Eccoci, quindi a riflettere sulle condizioni che rendono possibile l’attività educativa e pastorale nel contesto sportivo.
Ne indico alcune, tentando di metterle in ordine, sapendo che ciascuno, nel proprio ambiente e con le persone interessate, è chiamato a fare le proprie valutazioni e a prendere le doverose decisioni.
Innanzi tutto c’è bisogno di trovarsi e di confrontarsi: allenatori, dirigenti e genitori non devono essere mondi separati e tanto meno contrapposti! La “forza” dell’attività educativa oggi è data dalle alleanze, non dalle divisioni e tanto meno dalle contrapposizioni. E tra tutti sono i genitori che devono essere al più presto recuperati allo sguardo educativo anche in ambito sportivo, e non più solo tifosi e manager illusi e illudenti i loro figli.

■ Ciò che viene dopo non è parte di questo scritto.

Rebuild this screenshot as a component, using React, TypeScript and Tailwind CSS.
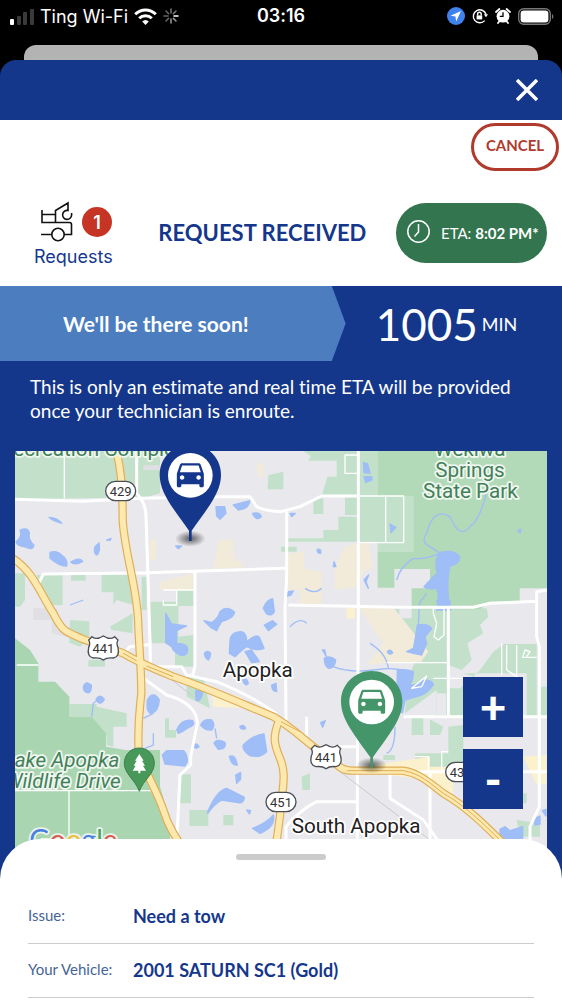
import React, { useState } from 'react';

const CAR_PATH =
  'M18.92 6.01C18.72 5.42 18.16 5 17.5 5h-11c-.66 0-1.21.42-1.42 1.01L3 12v8c0 .55.45 1 1 1h1c.55 0 1-.45 1-1v-1h12v1c0 .55.45 1 1 1h1c.55 0 1-.45 1-1v-8l-2.08-5.99zM6.5 16c-.83 0-1.5-.67-1.5-1.5S5.67 13 6.5 13s1.5.67 1.5 1.5S7.33 16 6.5 16zm11 0c-.83 0-1.5-.67-1.5-1.5s.67-1.5 1.5-1.5 1.5.67 1.5 1.5-.67 1.5-1.5 1.5zM5 11l1.5-4.5h11L19 11H5z';

const details = [
  { label: 'Issue:', value: 'Need a tow' },
  { label: 'Your Vehicle:', value: '2001 SATURN SC1 (Gold)' },
];

function StatusBar() {
  return (
    <div className="grid h-[45px] grid-cols-3 items-start px-2 pt-1 font-[Inter,sans-serif] text-white">
      <div className="flex h-6 items-center gap-[6px] whitespace-nowrap text-[18px]">
        <svg width="26" height="17" viewBox="0 0 26 17" className="shrink-0" aria-hidden="true">
          <rect x="2" y="11" width="4" height="6" rx="1" fill="#fff" />
          <rect x="9" y="8" width="4" height="9" rx="1" fill="#3a3a3a" />
          <rect x="15" y="4" width="4" height="13" rx="1" fill="#3a3a3a" />
          <rect x="22" y="1" width="4" height="16" rx="1" fill="#3a3a3a" />
        </svg>
        <span>Ting Wi-Fi</span>
        <svg width="23" height="17" viewBox="0 0 23 17" fill="none" stroke="#fff" strokeWidth="3" className="shrink-0" aria-hidden="true">
          <path d="M1.2 6.2a14.6 14.6 0 0 1 20.6 0" />
          <path d="M5.2 10.2a9 9 0 0 1 12.6 0" />
          <path d="M11.5 17l-3.3-3.4a4.8 4.8 0 0 1 6.6 0z" fill="#fff" stroke="none" />
        </svg>
        <svg width="16" height="16" viewBox="0 0 16 16" strokeWidth="1.5" strokeLinecap="round" className="shrink-0" aria-hidden="true">
          <path d="M8 1v4M13 3l-2.6 2.6" stroke="#777" />
          <path d="M15 8h-4" stroke="#fff" />
          <path d="M13 13l-2.6-2.6M8 15v-4" stroke="#999" />
          <path d="M3 13l2.6-2.6M1 8h4M3 3l2.6 2.6" stroke="#666" />
        </svg>
      </div>
      <time className="h-6 text-center text-[18px] leading-6 font-semibold">03:16</time>
      <div className="flex h-6 items-center justify-end gap-[7px]">
        <svg width="18" height="18" viewBox="0 0 18 18" aria-hidden="true">
          <circle cx="9" cy="9" r="9" fill="#3f82ee" />
          <path d="M14 4L3.6 8.8l4.8.8.8 4.8z" fill="#fff" />
        </svg>
        <svg width="16" height="16" viewBox="0 0 16 16" fill="none" stroke="#fff" strokeWidth="1.4" aria-hidden="true">
          <path d="M12.7 12.6A6.5 6.5 0 1 1 14 6.2" />
          <path d="M11.8 6.2h4.2l-2 3z" fill="#fff" stroke="none" />
          <rect x="4.6" y="7.4" width="5.6" height="4" fill="#fff" stroke="none" />
          <path d="M5.6 7.6V6a1.8 1.8 0 0 1 3.6 0v1.6" />
        </svg>
        <svg width="16" height="16" viewBox="0 0 16 16" aria-hidden="true">
          <circle cx="8" cy="8.2" r="6.4" fill="#fff" />
          <path d="M1 4L4.4 1M15 4l-3.4-3M3 15l1.6-2M13 15l-1.6-2" stroke="#fff" strokeWidth="1.8" strokeLinecap="round" />
          <path d="M8 4.2v4.2H4.8" stroke="#000" strokeWidth="1.3" fill="none" />
        </svg>
        <svg width="36" height="17" viewBox="0 0 36 17" aria-hidden="true">
          <rect x=".7" y=".7" width="31.6" height="15.6" rx="5" fill="none" stroke="#777" strokeWidth="1.4" />
          <rect x="2.6" y="2.6" width="27.8" height="11.8" rx="3.2" fill="#fff" />
          <path d="M34 6c1.8.8 1.8 4.2 0 5z" fill="#777" />
        </svg>
      </div>
    </div>
  );
}

function TruckIcon() {
  return (
    <svg width="32" height="42" viewBox="0 0 32 42" fill="none" stroke="#111" strokeWidth="1.6" aria-hidden="true">
      <path d="M1 9v12.500h27.500a2 2 0 0 1 2 2V33.500h-7.500M1 13.500h13.500M14.500 21.500V9.500L27 2v7.500a4.500 4.500 0 1 0 3.600 4.500V12M0 33.500h11" />
      <circle cx="17" cy="33.500" r="6.200" />
    </svg>
  );
}

interface PinProps {
  x: number;
  y: number;
  color: string;
}

function CarPin({ x, y, color }: PinProps) {
  return (
    <g transform={`translate(${x} ${y})`}>
      <ellipse cx="0" cy="190" rx="46" ry="24" fill="url(#pin-shadow)" />
      <path d="M0-93C52-93 92-52 92-2C92 52 52 98 4 166V197H-4V166C-52 98-92 52-92-2C-92-52-52-93 0-93z" fill={color} />
      <circle r="67" fill="#fff" />
      <path d={CAR_PATH} transform="translate(-54 -59) scale(4.5)" fill={color} />
    </g>
  );
}

function RouteShield({ x, y, label }: { x: number; y: number; label: string }) {
  return (
    <g transform={`translate(${x} ${y})`}>
      <rect x="-45" y="-29" width="90" height="58" rx="29" fill="#fff" stroke="#4b4f55" strokeWidth="4" />
      <text y="14" textAnchor="middle" fontSize="39" fill="#333">{label}</text>
    </g>
  );
}

function UsShield({ x, y, label }: { x: number; y: number; label: string }) {
  return (
    <g transform={`translate(${x} ${y})`}>
      <path
        d="M-34-36Q-24-28-12-32L0-38L12-32Q24-28 34-36L44-26Q38-16 44-4Q50 24 30 28Q10 26 0 34Q-10 26-30 28Q-50 24-44-4Q-38-16-44-26z"
        fill="#fff"
        stroke="#4b4f55"
        strokeWidth="4"
      />
      <text y="13" textAnchor="middle" fontSize="39" fill="#333">{label}</text>
    </g>
  );
}

// Map units are three to a pixel
function ServiceMap() {
  const highways = [
    'M30 590C100 630 120 700 160 760C190 820 200 815 250 838L370 880C430 915 470 930 520 950C610 980 700 1020 820 1070C890 1110 930 1160 990 1195C1020 1225 1030 1232 1060 1232H1210C1260 1240 1290 1270 1330 1300C1400 1340 1450 1390 1560 1500',
    'M345 255C362 320 368 370 368 480C375 590 415 690 415 800C420 900 424 940 424 1000C418 1060 412 1090 416 1170C430 1230 470 1290 490 1350C500 1385 515 1420 560 1480',
    'M836 1085C818 1130 822 1150 838 1190C856 1230 852 1260 846 1310C840 1370 838 1400 820 1500',
  ];

  return (
    <svg
      className="absolute inset-0 h-full w-full font-[Roboto,sans-serif]"
      viewBox="45 273 1596 1260"
      preserveAspectRatio="xMidYMin slice"
      role="img"
      aria-label="Map of Apopka"
    >
      <defs>
        <radialGradient id="pin-shadow">
          <stop offset="0" stopColor="#000" stopOpacity=".6" />
          <stop offset="1" stopColor="#000" stopOpacity="0" />
        </radialGradient>
      </defs>
      <rect x="45" y="273" width="1596" height="1260" fill="#e8e8ed" />

      {/* parks */}
      <g fill="#c3e1ca">
        <path d="M45 273H480V400L440 412L45 418zM805 345L850 335V388H803zM910 273H1133V408H1240V575H1133V545H865V535H970V510H1015V470H1075V408H965L982 350H1010V302H925L932 288zM940 415H970V462H940zM1035 412H1080V465H1035zM843 560H890V575H843z" />
        <path d="M45 640H75V720L60 740H45zM110 645H188V735H140zM213 645H257V662H213zM305 645H385L400 735L350 720L340 735V697H305zM210 780L268 784V830L240 860L208 848zM330 800L398 760V820L335 810zM450 725H530V690H580V738H535V830L580 825V920H525V850H455zM425 650H440V750H425zM208 975V1070H275L320 1130V1155L340 1160V1100H380V1060L290 1040V1032H208zM265 900H315V920H265zM495 1075H507V1110H528V1133H495zM545 1243H573V1330H540zM568 1350H625V1398H568zM670 1365H700V1396H670zM560 945L610 950L630 1045L560 1010z" />
        <path d="M1182 745H1460L1465 770L1440 795L1450 820L1402 850L1415 900L1385 930L1345 915V1070H1310V990L1215 1060L1220 970L1250 890L1285 875z" />
        <path d="M1512 852H1610V1070H1580V940H1389L1440 955L1400 1000V1070H1345V985H1380L1440 930L1480 875zM1620 980H1641V1070H1620z" />
        <path d="M1235 1070H1270V1125H1235zM1290 1078L1330 1100L1320 1125H1290zM1345 1100L1390 1095V1220H1345zM1150 1185H1185V1200H1150zM1245 1180H1345V1240H1245zM905 1250L930 1240V1290H907zM1400 1300H1580V1330H1440zM1550 1380L1620 1390V1430H1560z" />
      </g>
      <path d="M1133 273H1641V685H1559V725H1470L1440 748H1235V685H1290V627H1183V683H1133V575H1240V408H1133z" fill="#b2d9b8" />
      <path d="M45 835L90 870L115 910V965H165L208 1010V1070H275L318 1120V1160L375 1170H480V1280L510 1380V1533H45z" fill="#a9d5b1" />
      <path d="M1198 745H1235V775H1198zM1310 1000H1338V1065H1310z" fill="#e8e8ed" />

      {/* built-up areas */}
      <g fill="#f2ebda">
        <path d="M450 540L468 538V600H448zM655 540H700V590L735 620L640 628zM480 665L580 640V690H480zM770 310H790V350H775zM865 580L912 575V625L965 635V735H900V690H865zM1005 620L1035 560L1090 545L1105 550L1120 625L1090 635L1070 680L1005 690zM1078 745H1182L1285 875L1260 910L1190 905L1100 915L1150 850z" />
        <path d="M635 990L720 1010L740 1045L640 1040zM1120 1215L1290 1190V1260L1160 1245zM1255 1220H1360V1300L1320 1290zM1040 745H1065V775H1040zM1570 1190L1640 1185V1270L1610 1275z" fill="#fcf1cd" />
      </g>
      <path d="M430 316H480V330H430zM100 745H170L200 830L155 820V780H100z" fill="#dfdfe4" />

      {/* lakes and creeks */}
      <g fill="#9fbdf6" stroke="#9fbdf6" strokeWidth="4" strokeLinejoin="round">
        <path d="M60 510Q85 500 88 520Q84 540 102 555Q100 572 80 562Q50 558 48 545Q68 530 60 510zM147 472Q170 472 186 490Q160 484 147 472zM150 577Q170 570 185 585Q205 600 200 618Q180 620 150 595zM212 606Q240 590 248 604Q225 618 212 606zM285 560L297 549Q302 575 290 585Q280 580 285 560zM648 440L674 440L678 460L660 478L650 468zM700 435L750 422Q745 448 715 450zM757 460Q780 455 784 470Q768 485 757 460zM527 558H545L535 566zM320 540L333 535L330 541z" />
        <path d="M497 760L515 792L560 798L530 812L530 850Q565 850 563 872Q560 890 540 885Q520 875 515 860L497 848zM612 782L635 788Q655 775 660 755Q680 735 704 757Q700 775 665 785Q655 800 650 812L632 802zM690 845Q690 815 725 815Q740 820 740 845Q770 820 778 832L792 865Q770 875 740 860Q725 870 705 890L688 880zM790 745Q800 718 818 716L823 755Q815 770 800 762zM793 795L818 782L830 793L805 812zM735 875L755 870L765 885L778 905L755 908zM613 880Q622 868 632 880Q630 895 625 900Q615 895 613 880zM587 992Q605 985 608 1000Q600 1030 588 1020zM442 1020Q460 990 478 1020Q475 1055 455 1060Q438 1060 442 1020zM250 980Q258 960 274 976Q275 1000 262 998Q250 995 250 980zM290 1015Q300 1000 313 1018Q300 1040 288 1020zM530 1110Q545 1075 578 1082Q588 1095 565 1103Q548 1115 535 1120zM602 1095Q610 1075 635 1080Q648 1095 635 1110Q615 1112 602 1095zM642 1150Q650 1135 675 1147Q680 1168 655 1168zM577 1158Q588 1145 597 1160Q590 1170 577 1158zM730 1155Q760 1125 792 1122L800 1175Q780 1195 750 1187Q725 1170 730 1155zM487 1185L500 1172H550Q562 1180 562 1205L555 1218L495 1212zM688 1190Q705 1180 712 1215Q695 1218 688 1190zM707 1245L722 1237V1258L710 1270zM622 1358Q650 1290 680 1285L733 1312Q732 1330 715 1328L665 1320Q640 1335 624 1360zM758 1405Q800 1390 820 1365Q828 1400 780 1420zM728 960Q740 950 745 970Q735 982 728 960zM719 1100Q730 1090 737 1105Q725 1112 719 1100zM740 1350L752 1352L748 1362z" />
        <path d="M1090 308L1103 312L1110 340L1092 338zM1092 350H1115L1116 360L1097 368zM1170 492L1188 502L1173 518zM1322 577Q1365 568 1378 590Q1382 610 1350 618Q1335 680 1352 750H1310Q1320 700 1308 685Q1280 690 1272 680Q1300 650 1312 640Q1300 600 1322 577zM870 460H886L875 470zM952 568Q965 565 962 580Q950 580 952 568zM1002 605L1008 620H1000zM865 695L880 693L873 705L858 710zM1092 660L1106 645L1098 665L1105 685zM1553 512L1563 508L1560 519z" />
        <path d="M1252 795Q1280 788 1296 805L1275 830L1280 850L1265 885L1240 880L1220 875L1240 865L1245 840zM973 895Q990 885 1007 900Q1005 925 985 925Q972 915 973 895zM967 870L974 870L978 888zM1192 932Q1215 925 1240 935Q1240 970 1225 975Q1260 975 1270 960Q1300 960 1300 975Q1280 1005 1250 1010L1215 1020L1208 1058H1190zM1162 875Q1170 865 1178 878Q1168 888 1162 875zM962 1088L976 1082L968 1102zM1310 722H1350V735H1318zM1500 1408L1515 1400L1530 1412L1568 1400V1440L1500 1440zM1602 1375L1620 1368L1620 1392L1605 1395zM1627 1352L1638 1348V1368zM815 975L828 970L830 995Q815 995 815 975z" />
      </g>
      <g fill="none" stroke="#9fbdf6" strokeWidth="4">
        <path d="M1460 395Q1440 480 1410 500Q1380 540 1350 470Q1300 440 1280 520Q1260 545 1290 560L1320 580Q1270 600 1240 595Q1200 620 1190 660M915 685Q945 705 965 685M870 800Q900 770 920 790M1000 920Q1050 940 1120 930L1165 925Q1160 880 1110 850M1165 925L1210 930M250 720L210 735M430 1075L460 1060M435 1165L460 1155V1120M645 1105L650 1135M1255 800L1258 730L1280 700M1185 1100Q1185 1170 1160 1180" />
        <path d="M275 1070L280 1030L300 1015" />
      </g>

      {/* local roads */}
      <g fill="none" stroke="#fff" strokeWidth="9" strokeLinejoin="round">
        <path d="M45 418L250 424L420 415L660 410H750L770 440Q800 455 843 455L900 440L965 408H1075M410 273V400Q438 430 438 470L444 650L452 920H545L560 945L650 965Q760 1010 830 1062M115 672L130 642L440 638L843 625H860M585 632V920L578 945M1075 273V740M860 455V655L855 740L858 1080M865 735L1200 742H1420L1470 730L1610 724V695L1641 690M1610 724V830L1618 860V1340L1590 1400V1480M1075 740L1072 1230V1480M1345 745V1070M1210 1070H1641M840 1070V1090M1170 1235V1315L1270 1380L1320 1450M1290 1235V1500M1210 1235H1641M424 950L500 1005Q590 1030 592 1090Q580 1150 572 1190V1215L540 1245L530 1450M370 880L390 860L455 853M858 1480V1400Q900 1350 950 1325H1072M920 1070V1150M1000 1160H1072" />
        <path
          d="M193 273V415M490 690H580M490 720V735H530V690M1080 408H1211V548H1075M1157 408V545M1035 285H1075V340H1035zM207 1290V1480M45 1292H480M50 915H115M1300 745H1332V825L1315 840L1302 830L1310 790L1300 760zM1345 850H1340M1505 945V850M1520 855V930M1550 855V950L1520 930M1610 892H1568L1575 870L1590 875L1580 890M1235 985L1280 948L1265 980zM1245 1190H1285V1240M1325 1240V1175H1345M1160 908H1345M1300 955H1440"
          strokeWidth="4"
        />
      </g>

      <g fill="none">
        <path d="M465 920L580 1010M1020 1235L1290 1440" stroke="#c9cbce" strokeWidth="3" />
        {highways.map((d) => <path key={d} d={d} stroke="#dfae58" strokeWidth="25" />)}
        {highways.map((d) => <path key={d} d={d} stroke="#fde8ae" strokeWidth="18" />)}
        <path d="M370 880L410 902M440 918L520 950M1040 1232H1210C1260 1240 1290 1270 1330 1300C1400 1340 1450 1390 1560 1500M843 1085L900 1115" stroke="#dfae58" strokeWidth="3" />
      </g>

      <RouteShield x={362} y={393} label="429" />
      <RouteShield x={843} y={1326} label="451" />
      <RouteShield x={1382} y={1236} label="436" />
      <UsShield x={310} y={866} label="441" />
      <UsShield x={978} y={1192} label="441" />

      <g strokeWidth="11" strokeLinejoin="round" paintOrder="stroke" stroke="#eff7ef" fill="#43805a">
        <g fontSize="62" textAnchor="middle">
          <text x="1410" y="289">Wekiwa</text>
          <text x="1410" y="351">Springs</text>
          <text x="1411" y="414">State Park</text>
        </g>
        <text x="556" y="288" fontSize="62" textAnchor="end">Recreation Complex</text>
        <g fontSize="62" fontStyle="italic" textAnchor="end">
          <text x="358" y="1222">Lake Apopka</text>
          <text x="362" y="1285">Wildlife Drive</text>
        </g>
        <g stroke="#fff" fill="#1f2023" fontSize="62">
          <text x="668" y="951">Apopka</text>
          <text x="875" y="1419">South Apopka</text>
        </g>
        <text x="88" y="1470" fontSize="84" className="font-[Lato,sans-serif]" stroke="#e9f3ec">
          <tspan fill="#4a7fe0">G</tspan>
          <tspan fill="#d95b50">o</tspan>
          <tspan fill="#eabf3c">o</tspan>
          <tspan fill="#4a7fe0">g</tspan>
          <tspan fill="#4ba35f">l</tspan>
          <tspan fill="#d95b50">e</tspan>
        </text>
      </g>

      <g transform="translate(418 1212)">
        <path d="M0-48C26-48 45-28 45-2C45 30 12 48 0 82C-12 48-45 30-45-2C-45-28-26-48 0-48z" fill="#48985a" stroke="#3b7f4a" strokeWidth="3" />
        <path d="M0-30L13-10H8L17 5H11L20 20H3V28H-3V20H-20L-11 5H-17L-8-10H-13z" fill="#fff" />
      </g>

      <CarPin x={571} y={346} color="#14378c" />
      <CarPin x={1115} y={1026} color="#44966a" />
    </svg>
  );
}

export default function App() {
  const [count] = useState(1);

  return (
    <div className="flex min-h-screen flex-col overflow-hidden bg-black font-[Lato,sans-serif] text-[#14378c] [font-variant-ligatures:none]">
      <StatusBar />
      <div className="mx-6 h-[15px] rounded-t-xl bg-[#b3b3b3]" />

      <main className="flex flex-1 flex-col rounded-t-2xl bg-[#14378c]">
        <header className="flex h-[60px] items-center justify-end px-6">
          <button type="button" aria-label="Close" className="text-white">
            <svg width="22" height="22" viewBox="0 0 22 22" stroke="currentColor" strokeWidth="3.5" aria-hidden="true">
              <path d="M1 1l20 20M21 1L1 21" />
            </svg>
          </button>
        </header>

        <section className="bg-white pb-[17px]">
          <div className="flex justify-end px-[3px] pt-[3px]">
            <button type="button" className="h-12 w-[88px] rounded-full border-3 border-[#b03a2c] pb-[3px] text-[15px] font-bold text-[#b03a2c]">
              CANCEL
            </button>
          </div>
          <div className="flex items-center justify-between pt-[26px] pr-[15px] pl-[34px]">
            <div className="flex h-[72px] flex-col gap-[2px] pt-1">
              <div className="flex items-center gap-[9px] pl-[7px]">
                <TruckIcon />
                <span className="flex size-[30px] items-center justify-center rounded-full bg-[#c53425] font-[Inter,sans-serif] text-[18px] font-semibold text-white">
                  {count}
                </span>
              </div>
              <a href="#requests" className="font-[Inter,sans-serif] text-[18px] leading-6">Requests</a>
            </div>
            <h1 className="pl-4 text-[22px] leading-7 font-bold whitespace-nowrap">REQUEST RECEIVED</h1>
            <div className="flex h-[60px] w-[151px] items-center gap-[11px] rounded-full bg-[#33754f] pl-[11px] text-[15px] whitespace-nowrap text-white">
              <svg width="23" height="23" viewBox="0 0 23 23" fill="none" stroke="currentColor" strokeWidth="1.5" className="mb-1 shrink-0" aria-hidden="true">
                <circle cx="11.5" cy="11.5" r="10.7" />
                <path d="M11.5 4v8l-4 4.5" />
              </svg>
              <p>ETA: <b>8:02 PM*</b></p>
            </div>
          </div>
        </section>

        <section className="flex h-[75px] text-white">
          <div className="flex w-[61.5%] items-center bg-[#4b7dbf] pl-[63px] text-[21px] font-bold [clip-path:polygon(0_0,96%_0,100%_50%,96%_100%,0_100%)]">
            We'll be there soon!
          </div>
          <p className="flex flex-1 items-center gap-1 pl-[30px]">
            <span className="text-[44px] leading-none">1005</span>
            <span className="text-[18px] leading-none">MIN</span>
          </p>
        </section>

        <p className="px-[30px] pt-[14px] pb-7 text-[19px] leading-6 text-white">
          This is only an estimate and real time ETA will be provided once your technician is enroute.
        </p>

        <section className="relative mx-[15px] h-[420px] overflow-hidden">
          <ServiceMap />
          <div className="absolute top-[226px] right-6 flex flex-col gap-3 text-[46px] leading-none font-black text-white">
            <button type="button" aria-label="Zoom in" className="size-[60px] bg-[#14378c]">+</button>
            <button type="button" aria-label="Zoom out" className="size-[60px] bg-[#14378c]">-</button>
          </div>
        </section>

        <section className="relative -mt-8 flex-1 rounded-t-[40px] bg-white px-7 pt-[15px]">
          <div className="mx-auto h-[6px] w-[90px] rounded-full bg-[#ccc]" />
          <dl className="pt-[30px]">
            {details.map(({ label, value }) => (
              <div key={label} className="flex h-[54px] items-center border-b border-[#ccc]">
                <dt className="w-[105px] pb-[3px] text-[15px] text-[#456596]">{label}</dt>
                <dd className="text-[18px] font-bold">{value}</dd>
              </div>
            ))}
          </dl>
        </section>
      </main>
    </div>
  );
}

Costituito il gruppo della comunità educante, il secondo passo, fondamentale, è decodificare il fenomeno sport, quello che riguarda i nostri ragazzi, ma anche quanto capita a livello di grandi società e di cultura. Parliamone, parliamone insieme!
Il confronto tra educatori e l’approfondimento sulla cultura dello sport non è fine a se stesso, e tanto meno deve essere l’angolo dei luoghi comuni. L’occhio è sempre puntato sul singolo ragazzo/a. Non è l’atleta in funzione della squadra o della società sportiva, e tanto meno dello sport in genere. Tutto è in funzione della sua vita, del suo crescere, del suo maturare.
La dimensione educativa nell’attività sportiva si esprime con estrema concretezza personalizzando i percorsi, gli interventi, le proposte. Questo suppone che sappiamo cosa si aspetta ogni singolo “atleta”, perché certe reazioni, cosa mette in gioco nella competizione, come influisce su di lui l’ambiente… quale carattere, chi sarà da grande, che uomo o che donna desideriamo che diventi…
A ben pensarci per noi educatori lo sport, nelle sue diverse manifestazioni, non si colloca più nell’ambito del tempo libero, nel quale prevale l’esigenza di intrattenimento e di distrazione, ma nel cuore dell’educazione, proprio perché “palestra” di personalità, di valori e di stili di vita.
Mi permetto di concludere questa condivisione rispondendo alla domanda del titolo: oggi lo sport educativo non solo è possibile, ma è un dovere!